1. One good thing: THE friend was still here all day.

2. Spending: I splurged on dinner again but well worth it.

3. Exercise: No 😦

4. Eat healthy: no. 😦

5. Routine: nope. Yes.

THE friend came over late Wednesday night to watch shows. I was a bit annoyed that it became so late assuming that he’d be leaving that night but he stayed. He actually stayed through Monday but because I’ve not been great at posting these every day it’s now Monday and I’m writing about Sunday. Actually I’m writing about the whole weekend because it’s a bit hard to write about someone when they’re sitting two feet from you. Plus he contorts my thinking.

I’d decided to not give him shit about coming so late because he’s been trying to hard and the last thing he needs is a nagger. I also realized that it was my “emotions” that we wouldn’t get to spend more time together than the actual time he showed up. So, keeping my feelings in check we enjoyed so shows together and I went to bed. That’s seems like ages ago now.

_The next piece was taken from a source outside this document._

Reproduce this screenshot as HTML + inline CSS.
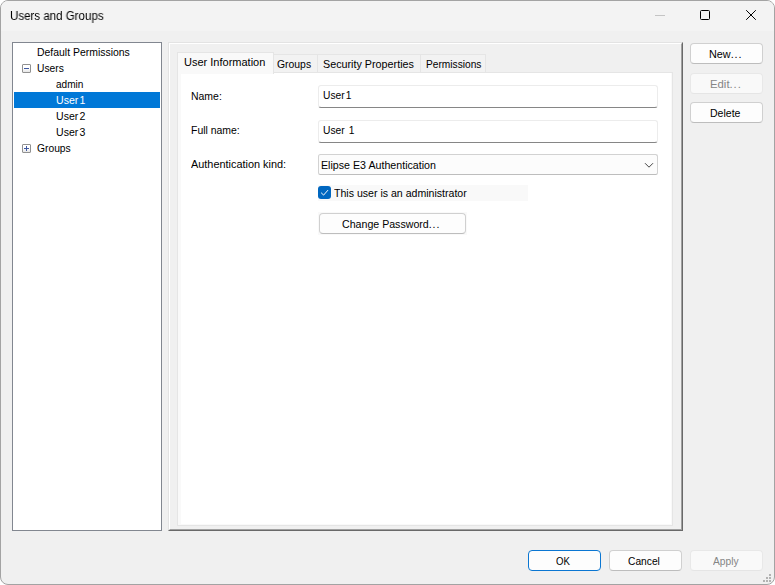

Friday, he does a thing with friends so I assumed he’d be gone when I got home but he wasn’t. There’s always this weird junior high like feeling I get when I come home and see his car here but then have to check myself and say, “He’s probably leaving when I get there so… don’t like it too much”. With that though blaring in my head I came in and went straight to my bed in hopes of getting in my Friday afternoon nap before going to meet the ex. We’d planned for Friday night so my big plan was nap, shower, paint my face pretty and go see where the night took us. I had that thought but with a disclaimer that if something came up then it wasn’t the right thing to do. Well, something came up, or better said, someone else was more important.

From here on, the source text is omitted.